On release, The Dark Side of the Moon swiftly became a titan of 1970s rock music. Waters remembered playing the finished album to his wife and her “bursting into tears when it was finished… I thought, ‘This has obviously struck a chord somewhere.’” The chord it struck was global: the album swiftly ascended to the top of the US chart and, although only reaching No 2 in 1973, would spend 555 weeks in the UK Top 100 to date as it gradually racked up 45 million worldwide sales.
The Dark Side of the Moon was a landmark album for the emerging progressive rock scene, serving as both a culmination and an inspiration.
The album was thematically and musically cohesive, captivating millions of listeners while also sparking rumors that it was intended to synchronize with the film "The Wizard of Oz."
However, for Pink Floyd themselves, the album marked the beginning of the end.

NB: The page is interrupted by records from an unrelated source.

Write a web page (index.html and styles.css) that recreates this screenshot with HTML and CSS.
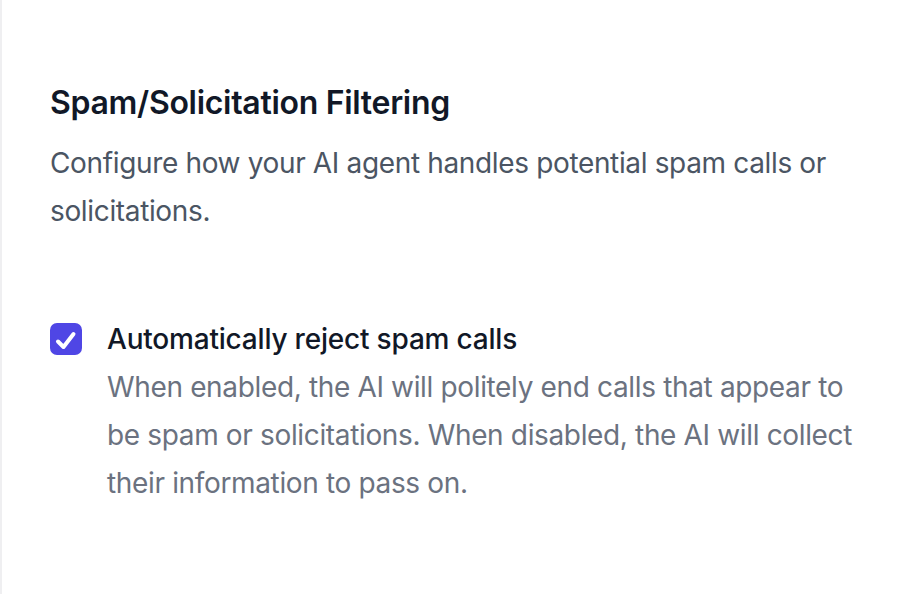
FILE: index.html
```html
<!DOCTYPE html>
<html lang="en">
<head>
  <meta charset="UTF-8" />
  <meta name="viewport" content="width=device-width, initial-scale=1.0"/>
  <title>Spam Filtering</title>
  <link rel="stylesheet" href="styles.css">
</head>
<body>

  <div class="panel">
    <section class="section">
      <h3>Spam/Solicitation Filtering</h3>
      <p class="lead">Configure how your AI agent handles potential spam calls or solicitations.</p>

      <div class="option">
        <div class="check-wrap">
          <label class="checkbox">
            <input type="checkbox" id="reject-spam" checked />
            <svg viewBox="0 0 32 32" aria-hidden="true">
              <polyline points="8,18.5 13.5,24 23.5,11" />
            </svg>
          </label>
        </div>
        <div class="option-text">
          <label for="reject-spam" class="option-label">Automatically reject spam calls</label>
          <p class="option-help">When enabled, the AI will politely end calls that appear to be spam or solicitations. When disabled, the AI will collect their information to pass on.</p>
        </div>
      </div>
    </section>
  </div>

</body>
</html>
```

FILE: styles.css
```css
body {
  font-family: 'Inter', 'Noto Sans', sans-serif;
  background: #fff;
  margin: 0;
}

.panel {
  min-height: 594px;
  border-left: 2px solid #efeff1;
  box-sizing: border-box;
}

.section {
  padding: 75px 34px 0 48px;
}

h3 {
  margin: 0;
  font-size: 32px;
  line-height: 56px;
  font-weight: 600;
  letter-spacing: -0.3px;
  color: #111827;
}

.lead {
  margin: 8px 0 0;
  font-size: 28px;
  line-height: 48px;
  letter-spacing: -0.35px;
  color: #4b5563;
}

.option {
  display: flex;
  margin-top: 80px;
}

.check-wrap {
  display: flex;
  align-items: center;
  height: 48px;
}

.checkbox {
  position: relative;
  width: 32px;
  height: 32px;
  display: block;
}

.checkbox input {
  appearance: none;
  margin: 0;
  width: 32px;
  height: 32px;
  border-radius: 7px;
  background: #4f46e5;
  display: block;
}

.checkbox svg {
  position: absolute;
  top: 0;
  left: 0;
  width: 32px;
  height: 32px;
  fill: none;
  stroke: #fff;
  stroke-width: 4;
  stroke-linecap: round;
  stroke-linejoin: round;
  pointer-events: none;
}

.option-text {
  margin-left: 25px;
  font-size: 28px;
  line-height: 48px;
}

.option-label {
  display: block;
  font-weight: 500;
  letter-spacing: -0.2px;
  color: #111827;
}

.option-help {
  margin: 0;
  letter-spacing: -0.35px;
  color: #6b7280;
}
```
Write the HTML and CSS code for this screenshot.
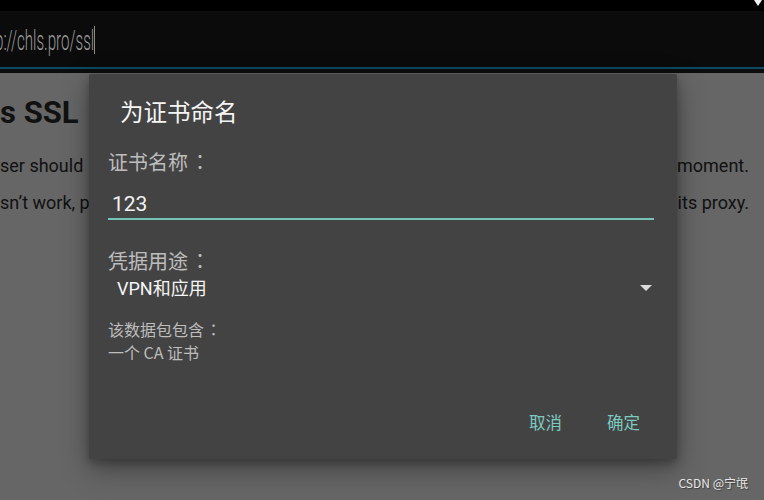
FILE: index.html
```html
<!DOCTYPE html>
<html lang="zh-CN">
<head>
<meta charset="utf-8">
<title>为证书命名</title>
<link rel="stylesheet" href="styles.css">
</head>
<body>
<div class="status"><span class="status-tri"></span></div>
<div class="urlbar">
  <span class="url">p://chls.pro/ssl</span><span class="cursor"></span>
</div>
<div class="urlline"></div>
<div class="urlgap"></div>
<main class="page">
  <div class="row heading"><span>s SSL</span></div>
  <div class="row para"><span>ser should</span><span>moment.</span></div>
  <div class="row para"><span>sn’t work, p</span><span>its proxy.</span></div>
</main>

<div class="dialog">
  <div class="title">为证书命名</div>
  <div class="label first">证书名称<span class="colon" lang="ja">：</span></div>
  <div class="input">123</div>
  <div class="label second">凭据用途<span class="colon" lang="ja">：</span></div>
  <div class="select"><span>VPN和应用</span><span class="caret"></span></div>
  <div class="info">该数据包包含<span class="colon" lang="ja">：</span><br>一个 CA 证书</div>
  <div class="actions"><span class="btn">取消</span><span class="btn">确定</span></div>
</div>

<div class="watermark">CSDN @宁氓</div>
</body>
</html>
```

FILE: styles.css
```css
html, body {
  margin: 0;
  padding: 0;
}
body {
  width: 764px;
  height: 500px;
  overflow: hidden;
  background: #666666;
  font-family: Roboto, "Noto Sans CJK SC", sans-serif;
  position: relative;
}
.status {
  height: 11px;
  background: #000;
  display: flex;
  justify-content: flex-end;
  padding-right: 2px;
}
.status-tri {
  width: 0;
  height: 0;
  border-left: 4px solid transparent;
  border-right: 4px solid transparent;
  border-top: 6px solid #f0f0f0;
}
.urlbar {
  height: 56px;
  background: #0b0b0b;
  display: flex;
  align-items: center;
  overflow: hidden;
}
.url {
  display: inline-block;
  font-size: 28px;
  font-weight: 300;
  color: #9a9a9a;
  margin-left: -5px;
  transform: scaleX(0.54);
  transform-origin: left center;
  white-space: nowrap;
  width: 99px;
  margin-top: 2px;
}
.cursor {
  width: 1px;
  height: 28px;
  background: #8a8a8a;
  margin-top: 2px;
}
.urlline {
  height: 2px;
  background: #0b4a62;
}
.urlgap {
  height: 4px;
  background: #0d0d0d;
}
.page {
  color: #111;
  padding: 0 15px 0 0;
}
.row {
  display: flex;
  justify-content: space-between;
  white-space: nowrap;
}
.heading {
  font-size: 31px;
  font-weight: 700;
  height: 40px;
  line-height: 40px;
  margin-top: 20px;
}
.para {
  font-size: 18px;
  height: 37px;
  line-height: 37px;
}
.heading + .para {
  margin-top: 14px;
}
.dialog {
  position: absolute;
  left: 89px;
  top: 74px;
  width: 588px;
  height: 385px;
  box-sizing: border-box;
  background: #434343;
  border-radius: 2px;
  box-shadow: 0 10px 28px rgba(0, 0, 0, 0.35), 0 4px 10px rgba(0, 0, 0, 0.25);
  padding: 22px 23px 25px 19px;
  display: flex;
  flex-direction: column;
  font-family: "Noto Sans CJK SC", Roboto, sans-serif;
}
.colon {
  font-family: "Noto Sans CJK JP", "Noto Sans CJK TC", sans-serif;
  display: inline-block;
  width: 1.2em;
  text-align: center;
}
.title {
  font-size: 23.5px;
  line-height: 30px;
  color: #f5f5f5;
  padding-left: 12px;
}
.label {
  font-size: 20px;
  line-height: 26px;
  color: #bdbdbd;
}
.label.first {
  margin-top: 23px;
}
.label.second {
  margin-top: 28px;
}
.input {
  margin-top: 15px;
  font-family: Roboto, "Noto Sans CJK SC", sans-serif;
  font-size: 21px;
  line-height: 28px;
  color: #f2f2f2;
  padding-left: 4px;
  border-bottom: 2px solid #77c3b9;
}
.select {
  margin-top: 3px;
  display: flex;
  align-items: center;
  justify-content: space-between;
  font-size: 18px;
  line-height: 24px;
  color: #f5f5f5;
  padding-left: 9px;
  padding-right: 2px;
}
.select span:first-child {
  font-family: Roboto, "Noto Sans CJK SC", sans-serif;
}
.caret {
  width: 0;
  height: 0;
  border-left: 6px solid transparent;
  border-right: 6px solid transparent;
  border-top: 6px solid #dcdcdc;
  margin-top: -2px;
}
.info {
  margin-top: 17px;
  font-size: 16px;
  line-height: 23px;
  color: #bdbdbd;
}
.actions {
  margin-top: auto;
  display: flex;
  justify-content: flex-end;
  gap: 45px;
  padding-right: 14px;
}
.btn {
  font-size: 16.5px;
  line-height: 24px;
  color: #7ccbc1;
}
.watermark {
  position: absolute;
  right: 16px;
  bottom: 9px;
  font-family: "Noto Sans CJK SC", sans-serif;
  font-size: 12px;
  color: #e8e8e8;
  text-shadow: 1px 1px 1px rgba(0, 0, 0, 0.4);
}
```
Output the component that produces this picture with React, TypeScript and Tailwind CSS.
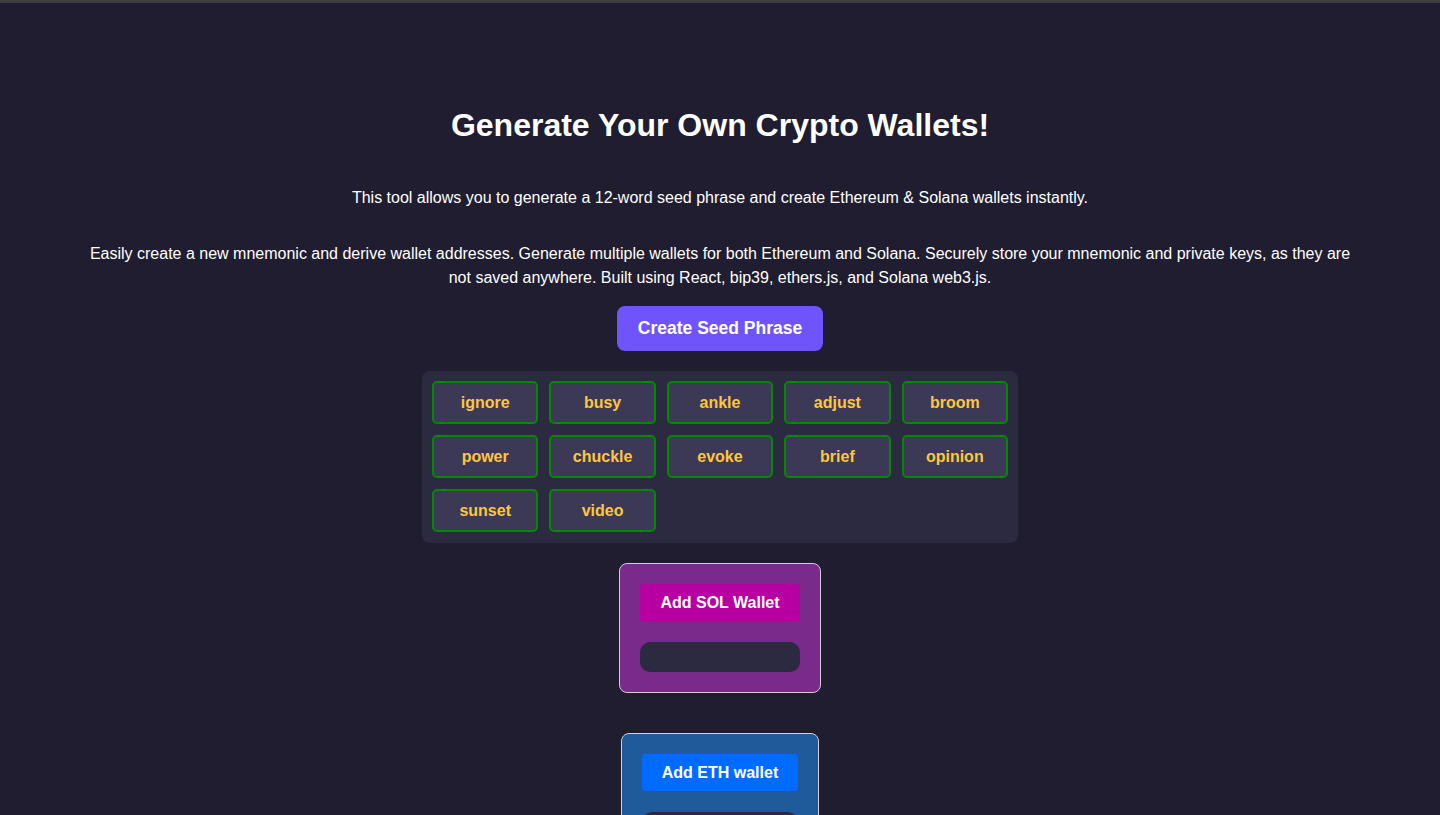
import React from "react";

const words = [
  "ignore", "busy", "ankle", "adjust", "broom",
  "power", "chuckle", "evoke", "brief", "opinion",
  "sunset", "video",
];

function WalletCard({
  label,
  cardBg,
  buttonBg,
}: {
  label: string;
  cardBg: string;
  buttonBg: string;
}) {
  return (
    <div className={`inline-flex flex-col items-stretch p-5 border border-[#cfcfd4] rounded-lg ${cardBg}`}>
      <button className={`h-[37px] px-5 rounded-[4px] text-white font-bold text-[16px] ${buttonBg}`}>
        {label}
      </button>
      <div className="mt-[21px] h-[30px] rounded-[10px] bg-[#2c2a40]" />
    </div>
  );
}

export default function App() {
  return (
    <div
      className="min-h-[815px] bg-[#1f1d2f] text-white"
      style={{ fontFamily: '"Liberation Sans", Arial, Helvetica, sans-serif' }}
    >
      <div className="h-[3px] bg-[#3d3d42]" />
      <main className="flex flex-col items-center px-20 pt-[104px] text-center">
        {/* Header */}
        <h1 className="text-[32px] leading-[37px] font-bold">Generate Your Own Crypto Wallets!</h1>
        <p className="mt-[42px] text-[16px] leading-6">
          This tool allows you to generate a 12-word seed phrase and create Ethereum &amp; Solana wallets instantly.
        </p>
        <p className="mt-8 text-[16px] leading-6">
          Easily create a new mnemonic and derive wallet addresses. Generate multiple wallets for both Ethereum and
          Solana. Securely store your mnemonic and private keys, as they are not saved anywhere. Built using React,
          bip39, ethers.js, and Solana web3.js.
        </p>

        <button className="mt-[16px] h-[45px] px-[21px] rounded-lg bg-[#7054fb] text-white font-bold text-[17.5px]">
          Create Seed Phrase
        </button>

        {/* Seed phrase grid */}
        <div className="mt-5 w-[596px] grid grid-cols-5 gap-[11px] px-[10px] pt-[10px] pb-[11px] rounded-lg bg-[#2c2a40]">
          {words.map((w) => (
            <div
              key={w}
              className="h-[43px] flex items-center justify-center rounded-[5px] border-2 border-[#008a00] bg-[#3c3956] text-[#fcc73f] font-bold text-[16px]"
            >
              {w}
            </div>
          ))}
        </div>

        {/* Wallets */}
        <div className="mt-5">
          <WalletCard label="Add SOL Wallet" cardBg="bg-[#7a2a8a]" buttonBg="bg-[#b800a2]" />
        </div>
        <div className="mt-[40px] pb-10">
          <WalletCard label="Add ETH wallet" cardBg="bg-[#1f5b9b]" buttonBg="bg-[#006bff]" />
        </div>
      </main>
    </div>
  );
}
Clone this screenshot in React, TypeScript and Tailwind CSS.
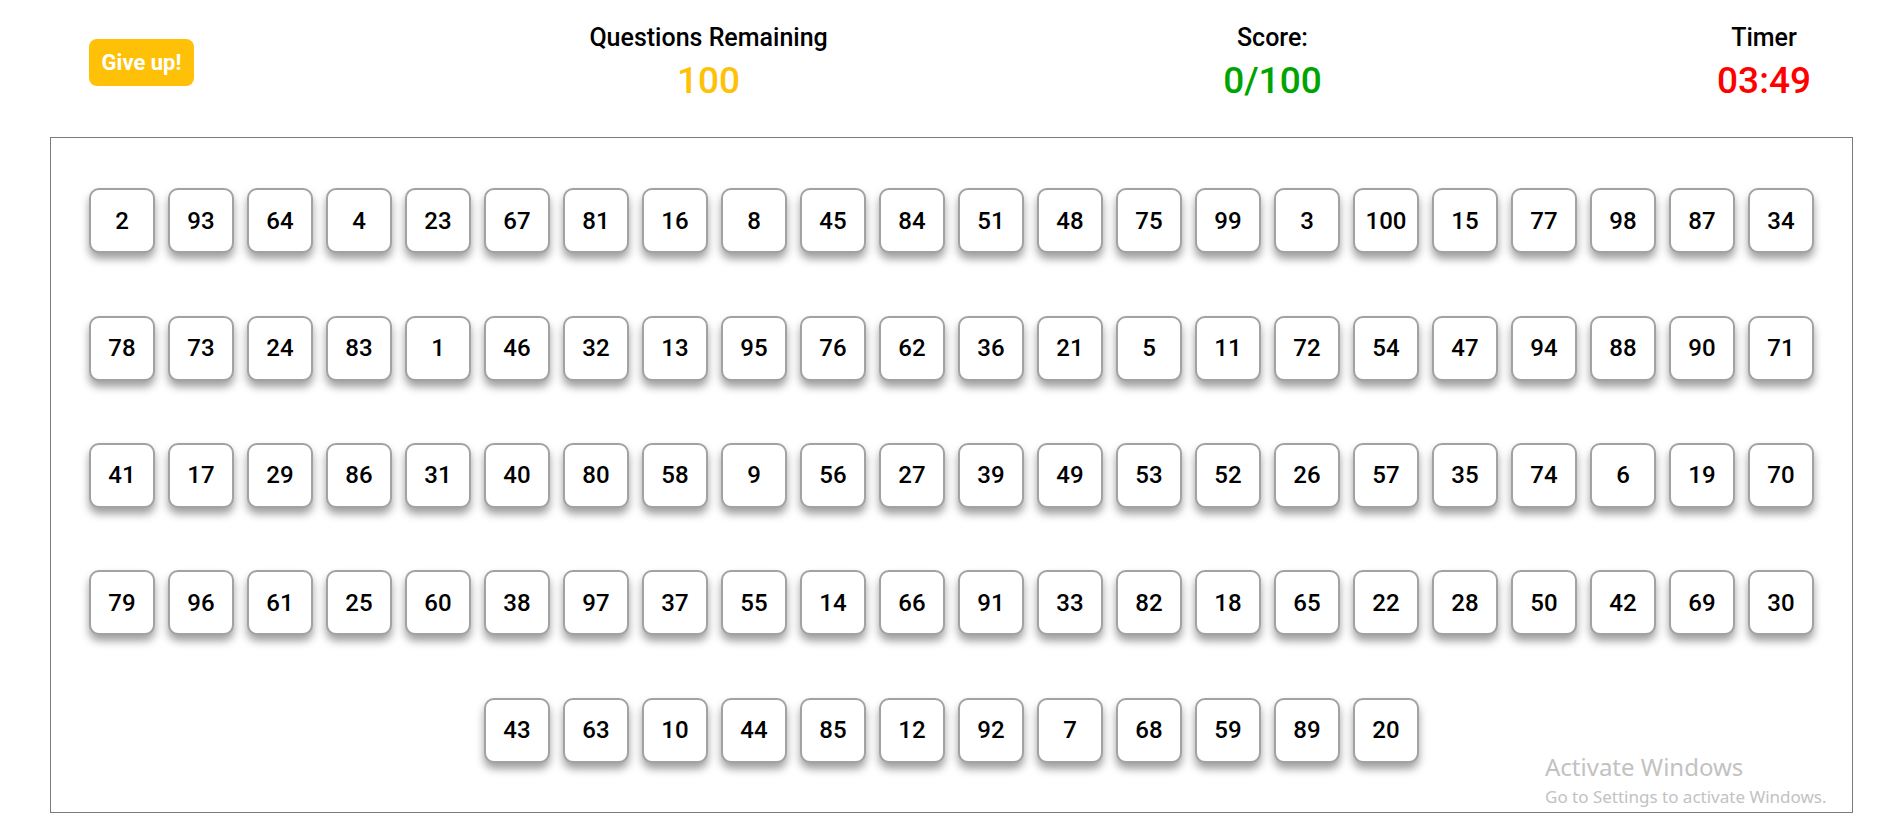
import React from "react";

const rows: number[] = [
  2, 93, 64, 4, 23, 67, 81, 16, 8, 45, 84, 51, 48, 75, 99, 3, 100, 15, 77, 98, 87, 34,
  78, 73, 24, 83, 1, 46, 32, 13, 95, 76, 62, 36, 21, 5, 11, 72, 54, 47, 94, 88, 90, 71,
  41, 17, 29, 86, 31, 40, 80, 58, 9, 56, 27, 39, 49, 53, 52, 26, 57, 35, 74, 6, 19, 70,
  79, 96, 61, 25, 60, 38, 97, 37, 55, 14, 66, 91, 33, 82, 18, 65, 22, 28, 50, 42, 69, 30,
  43, 63, 10, 44, 85, 12, 92, 7, 68, 59, 89, 20,
];

function Stat({ title, value, color }: { title: string; value: string; color: string }) {
  return (
    <div className="flex flex-col items-center">
      <div className="text-[25px] leading-[28px] font-medium text-black">{title}</div>
      <div className={`mt-[9px] text-[37px] leading-[40px] font-medium ${color}`}>{value}</div>
    </div>
  );
}

export default function App() {
  return (
    <div className="relative w-full h-[840px] bg-white font-['Roboto',sans-serif] overflow-hidden">
      <header className="flex items-center justify-between pt-[24px] pl-[89px] pr-[82px]">
        <button className="h-[47px] w-[105px] rounded-[8px] bg-[#FFC107] text-white text-[22px] font-bold leading-none">
          Give up!
        </button>
        <Stat title="Questions Remaining" value="100" color="text-[#FFC107]" />
        <Stat title="Score:" value="0/100" color="text-[#00A400]" />
        <Stat title="Timer" value="03:49" color="text-[#FF0000]" />
      </header>

      <div className="mt-[36px] ml-[50px] w-[1803px] border border-[#7a7a7a] pt-[19px] pb-[18px]">
        <div className="flex flex-wrap justify-center">
          {rows.map((n) => (
            <div
              key={n}
              className="mx-[6.5px] my-[31.2px] flex h-[65px] w-[66px] items-center justify-center rounded-[10px] border-2 border-[#a3a1a2] bg-white text-[24px] font-medium text-black shadow-[0_6px_9px_rgba(0,0,0,0.38)]"
            >
              {n}
            </div>
          ))}
        </div>
      </div>

      <div className="absolute left-[1545px] top-[751px] font-['Noto_Sans',sans-serif] text-[#c2c2c2] pointer-events-none">
        <div className="text-[24px] leading-[32px]">Activate Windows</div>
        <div className="text-[17px] leading-[22px] mt-[3px]">Go to Settings to activate Windows.</div>
      </div>
    </div>
  );
}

As they reached stadium-level success in America, they found that their respectful, attentive audience had been replaced by rowdy concert-goers shouting for their hit song "Money."
They were faced with the timeless dilemma of the rock industry: what do you do once you've achieved all of your goals?
According to Waters, "The Dark Side of the Moon finished off Pink Floyd once and for all. To be that successful is the aim of every group. And once you’ve cracked it, it’s all over."